Interface markup and scripts
= = = =

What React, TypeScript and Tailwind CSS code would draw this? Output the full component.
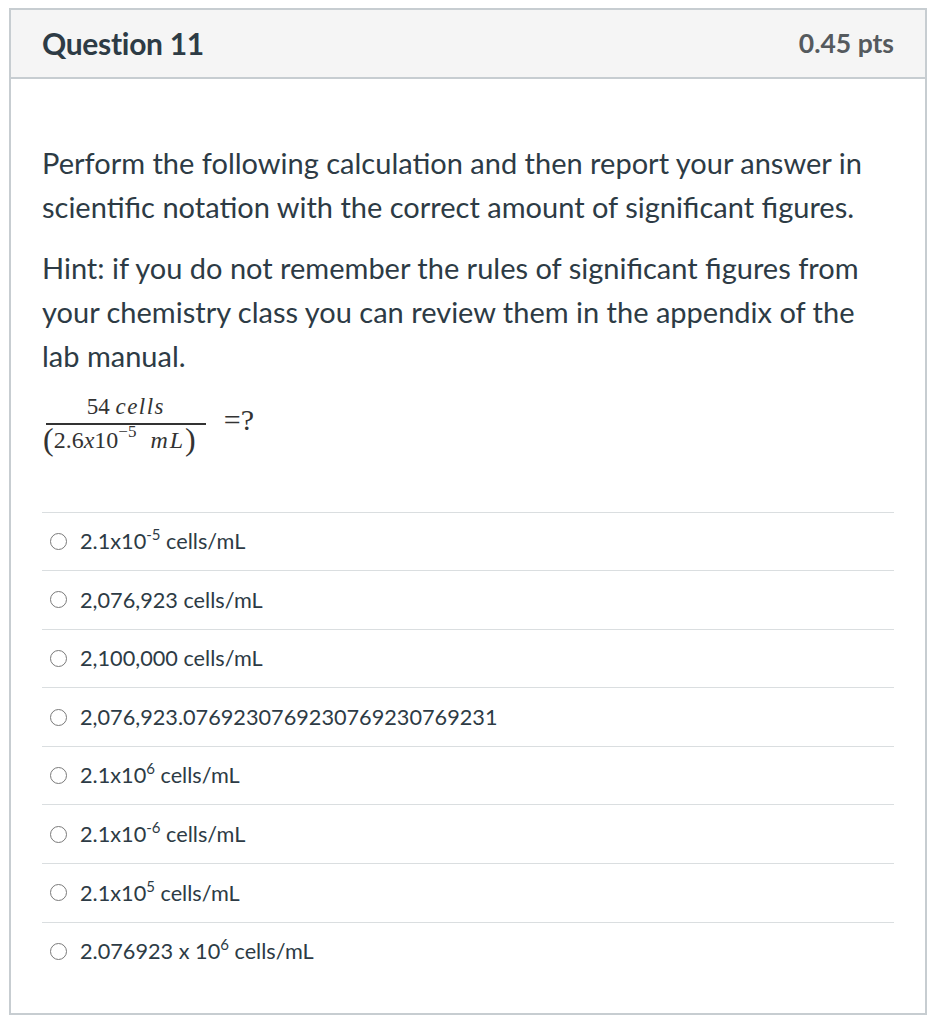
const answers: { pre: string; sup?: string; post?: string }[] = [
  { pre: '2.1x10', sup: '-5', post: ' cells/mL' },
  { pre: '2,076,923 cells/mL' },
  { pre: '2,100,000 cells/mL' },
  { pre: '2,076,923.0769230769230769230769231' },
  { pre: '2.1x10', sup: '6', post: ' cells/mL' },
  { pre: '2.1x10', sup: '-6', post: ' cells/mL' },
  { pre: '2.1x10', sup: '5', post: ' cells/mL' },
  { pre: '2.076923 x 10', sup: '6', post: ' cells/mL' },
]

function Radio() {
  return <span className="w-[17px] h-[17px] rounded-full border-[1.5px] border-[#7a7a7a] bg-white shrink-0" />
}

export default function App() {
  return (
    <div className="bg-white min-h-screen pl-[9px] pt-[8px] pr-[21px] pb-[9px] font-['Lato','Noto_Sans',sans-serif] text-[#2d3b45]">
      <div className="border-2 border-[#c7cdd1] h-[1007px] flex flex-col">
        <div className="h-[69px] bg-[#f5f5f5] border-b-2 border-[#c7cdd1] flex items-center justify-between pl-[31px] pr-[31px] shrink-0">
          <h2 className="text-[30px] font-bold tracking-[-0.3px] text-[#2d3b45]">Question 11</h2>
          <span className="text-[26.5px] font-bold text-[#555a5e]">0.45 pts</span>
        </div>

        <div className="pl-[31px] pr-[31px] pt-[62px]">
          <p className="text-[29px] leading-[44px] mb-[17px]">
            Perform the following calculation and then report your answer in scientific notation with the correct amount of significant figures.
          </p>
          <p className="text-[29px] leading-[44px]">
            Hint: if you do not remember the rules of significant figures from your chemistry class you can review them in the appendix of the lab manual.
          </p>

          <div className="flex items-center mt-[17px] ml-[4px] font-['Liberation_Serif','DejaVu_Serif',serif] text-[#333]">
            <div className="inline-flex flex-col items-stretch">
              <div className="text-[23px] leading-[24px] text-center">
                54 <i className="tracking-[1.5px]">cells</i>
              </div>
              <div className="h-[1.5px] w-full bg-[#333] mt-[4px]" />
              <div className="text-[24px] leading-[30px] flex items-center pr-[10px] -ml-[3px]">
                <span className="text-[32px] leading-[30px] -mt-[2px] font-light">(</span>
                <span>2.6<i>x</i>10</span>
                <span className="text-[17px] leading-[15px] self-start -mt-[1px]">−5</span>
                <i className="ml-[14px] tracking-[2px]">mL</i>
                <span className="text-[32px] leading-[30px] -mt-[2px] font-light">)</span>
              </div>
            </div>
            <span className="ml-[18px] text-[30px] -mt-[10px]">=?</span>
          </div>

          <div className="mt-[57px]">
            {answers.map((a, i) => (
              <div
                key={i}
                className="h-[58.6px] border-t border-[#dadee0] flex items-center gap-[13px] pl-[8px] text-[21.7px]"
              >
                <Radio />
                <span>
                  {a.pre}
                  {a.sup && <sup className="text-[15px] -top-[9px]">{a.sup}</sup>}
                  {a.post}
                </span>
              </div>
            ))}
          </div>
        </div>
      </div>
    </div>
  )
}
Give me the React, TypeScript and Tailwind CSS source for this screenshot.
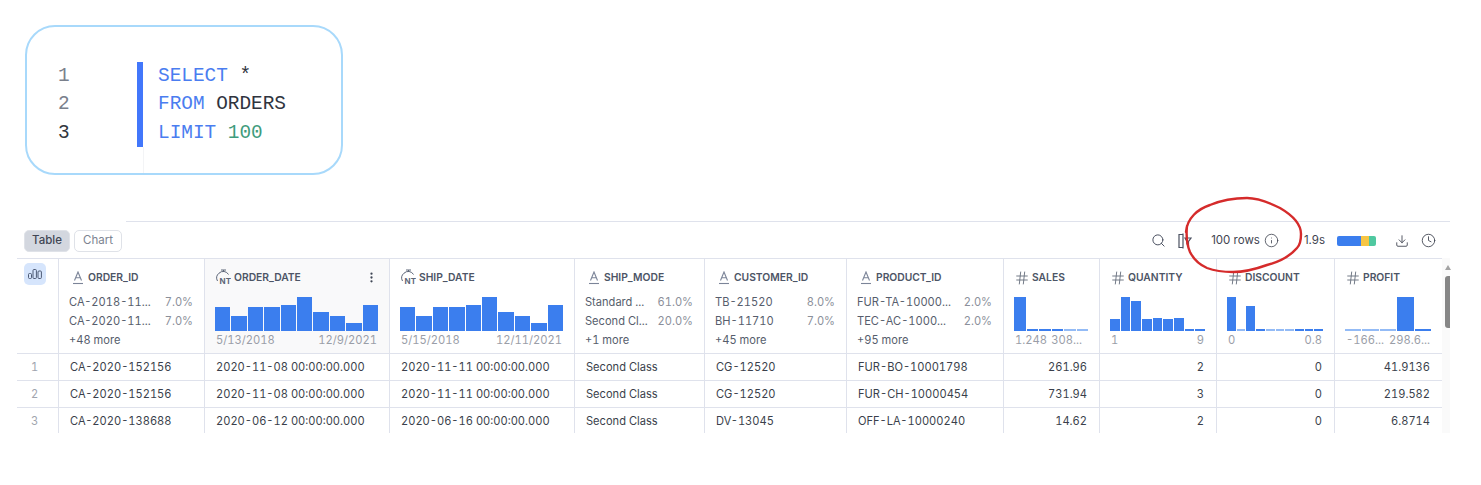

= = = =

> [Task brief] Count how many lines above contain the word "React". Reply with the number alone.

> [Output of the task] 2